The city of Payson is waiting to hear from University officials if it will be chosen as the site of a new state college that ASU plans to build by fall 2011.

The Colleges@ASU plan was approved by the Arizona Board of Regents on Aug. 6 and will allow the University to start looking for locations to build new low-cost colleges across the state.

In addition to Payson, ASU officials are also looking at sites in Phoenix and Goodyear, Provost and Executive Vice President Elizabeth Capaldi said.

The goal, Capaldi said in an e-mail, is for ASU to provide programs to people who would be unable to otherwise afford them.
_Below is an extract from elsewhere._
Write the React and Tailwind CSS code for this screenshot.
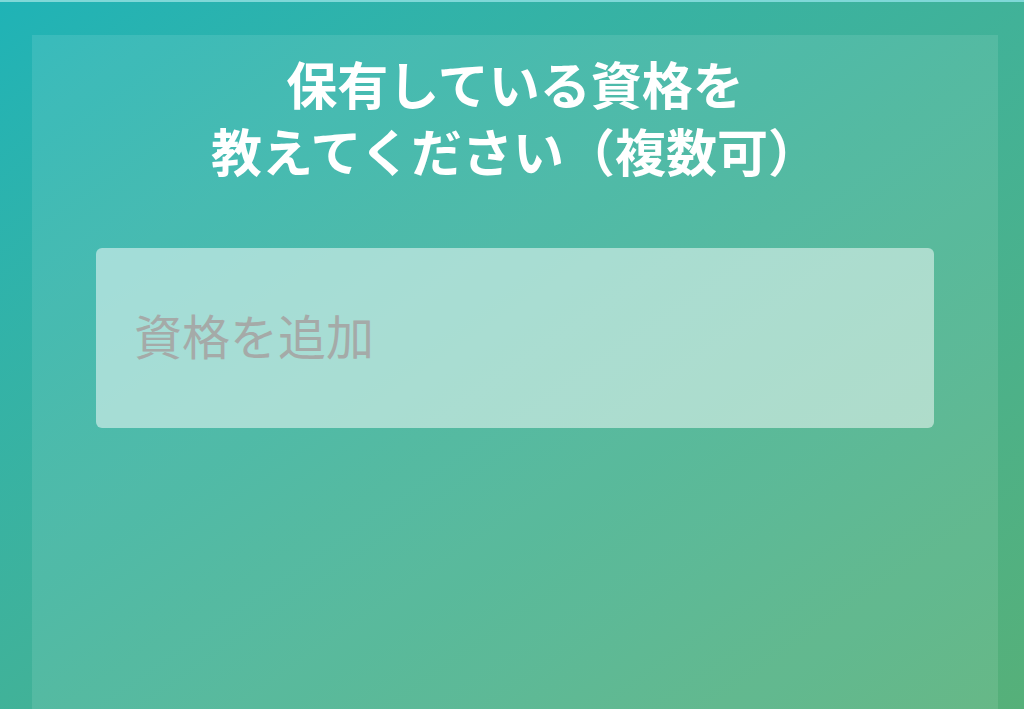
import React, { useState } from 'react';

const App = () => {
  const [qualification, setQualification] = useState('');

  return (
    <div
      className="h-[709px] overflow-hidden border-t-2 border-[#7fd8d8] bg-linear-to-br from-[#1fb3b6] to-[#56b079]"
      style={{ fontFamily: '"Noto Sans CJK JP", "Noto Sans", sans-serif' }}
    >
      <div className="ml-8 mr-[26px] mt-[33px] h-full bg-white/10">
        <h1 className="pt-[15px] text-center text-[51px] font-bold leading-[67px] text-white">
          保有している資格を
          <br />
          教えてください（複数可）
        </h1>

        <div className="mx-[64px] mt-[64px]">
          <input
            type="text"
            value={qualification}
            onChange={(e) => setQualification(e.target.value)}
            placeholder="資格を追加"
            className="block h-[180px] w-full rounded-md bg-white/50 pb-[8px] pl-[38px] text-[48px] text-gray-700 outline-none placeholder:text-[#a5aaa8]"
          />
        </div>
      </div>
    </div>
  );
};

export default App;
She added that the programs at these outreach campuses will be more limited than programs at preexisting ASU campuses.

“There will be two or three of our most popular majors offered [at these colleges],” she said. “But no graduate programs and no technical programs such as engineering or nursing [will be offered].”

Payson Mayor Kenny Evans said the biggest benefit he sees for students is that tuition at these campuses will be about 50 to 60 percent lower than at main University campuses.

The city has been waiting for two years and has raised about $95 million to build the college campus, but there is still a lot to do before building can actually begin, he said.

“We have a 320-acre site in the prettiest forest of ponderosa pines in the country,” Evans said.

Now all the city needs is to select the third parties that will help build the school and the institution that would provide professors and curricula, he said.

While he hopes ASU is the institution that will lease the buildings, Evans said there are other institutions that have approached Payson and asked to be involved, though he declined to say which ones.

Evans said he hopes to see the ideas of a sustainable college be brought to Payson through this venture.

“This college would be an excellent addition to ASU’s repertoire of education — to have a college built from the ground up as a green and sustainable college,” he said. “So we’re not going to take the concepts of sustainability and teach it to [students] in a concrete, asphalt jungle in Tempe.”

Evans said he hopes the college will focus on what he thinks his city needs the most: rural health care and sustainability.

“We want to build a site where the concepts of sustainability can be taught in the real world way,” he said. Sustainability senior Taylor Cope agrees the idea of “green” facilities being built sustainably from the ground-up is not only feasible but completely necessary.

“Living in Tempe and learning about sustainability is kind of an oxymoron,” Cope said.

If the buildings in Payson were truly sustainable, in time they would put out so little energy that they could pay for themselves, he said.

“Building facilities such as these would be worthwhile from whatever angle you looked at it,” Cope said.